L’utilisation de neuf bulletins de versement comportant chacun une lettre du mot “Arschloch” constitue une injure et est donc punissable.

Faits

Un débiteur est condamné à payer la somme de CHF 1’957.50 à un créancier. Pour exécuter le paiement, le débiteur emploie neuf bulletins de versement en indiquant sur chacun une lettre du mot “Arschloch. Le débiteur est condamné pour injure par le Ministère public et, sur opposition, par les deux instances cantonales.

Il recourt alors au Tribunal fédéral qui doit préciser la portée de l’infraction d’injure (art. 177 CP).

Droit

Le Tribunal fédéral confirme d’emblée que le mot composé par les différentes lettres contenues dans les bulletins de versement représente un jugement de valeur qui doit être qualifié d’injure au sens de l’art. 177 al. 1 CP. Pour rappel, cette disposition réprime les actes de celui qui, de manière autre que ce qui est prévu aux art. 173 à 176 CP, par la parole, l’image, les gestes ou par des voies de fait, attaque quelqu’un dans son honneur. En l’espèce, l’injure a eu lieu par la parole.

Le Tribunal fédéral balaye l’argument du recourant selon lequel l’ordre des mots utilisés était aléatoire. D’une part, les neuf lettres ne forment que les mots “Scholarch” (directeur d’une école dans la Grèce antique) et “Arschloch” (trou du cul). Or, au vu des circonstances, il est hautement invraisemblable que le débiteur ait souhaité traiter le créancier de “Scholarch“. D’autre part, la numérotation des bulletins de versement montre que l’ordre des mots correspond bien à celui du mot “Arschloch“. Finalement, le Tribunal fédéral relève qu’il existait une chance sur 90’720 (ce qui correspond à 0.001 %) de composer ce mot par les neuf lettres employées. Pour cette raison également, il ne saurait être question de hasard.

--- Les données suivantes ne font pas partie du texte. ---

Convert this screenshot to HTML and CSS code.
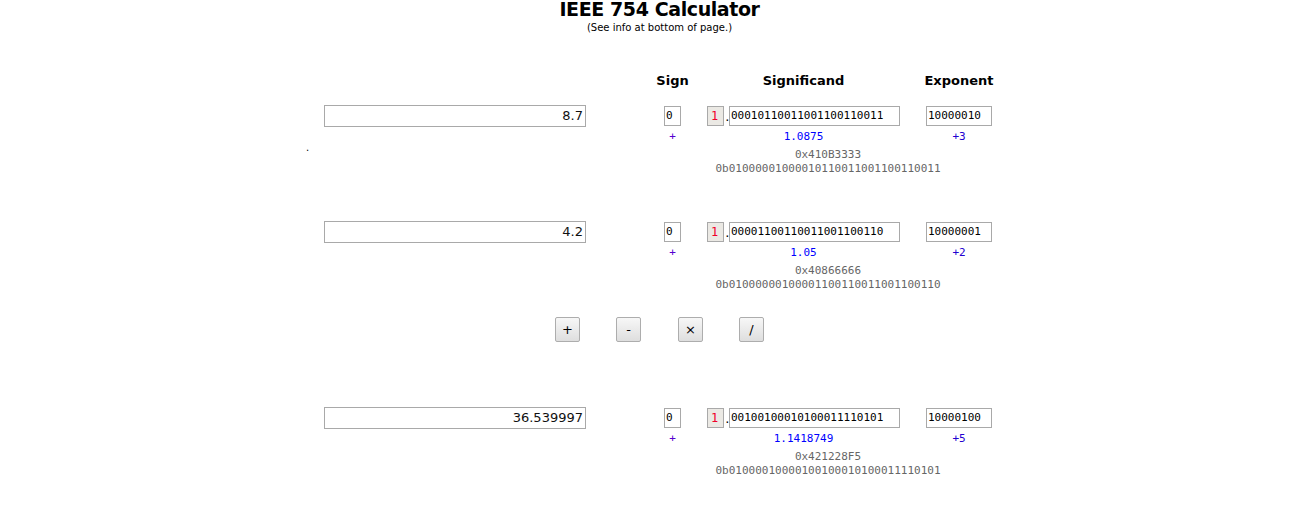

Le Tribunal fédéral rejette ainsi le recours du débiteur et confirme la condamnation.

Note

Cet arrêt a le mérite de démontrer deux choses. D’un côté, il est un exemple du bon fonctionnement du système de poursuite pénale. De l’autre, il permet de constater l’absurdité de certaines procédures, de plus portées devant les instances supérieures. Le Tribunal fédéral semble partager cet avis lorsqu’il écrit, en conclusion de l’arrêt, “die Prozessführung ist trölerisch” (traduction libre “la conduite du procès est téméraire”). L’équilibre entre ces deux éléments contrastants n’est pas toujours aisé.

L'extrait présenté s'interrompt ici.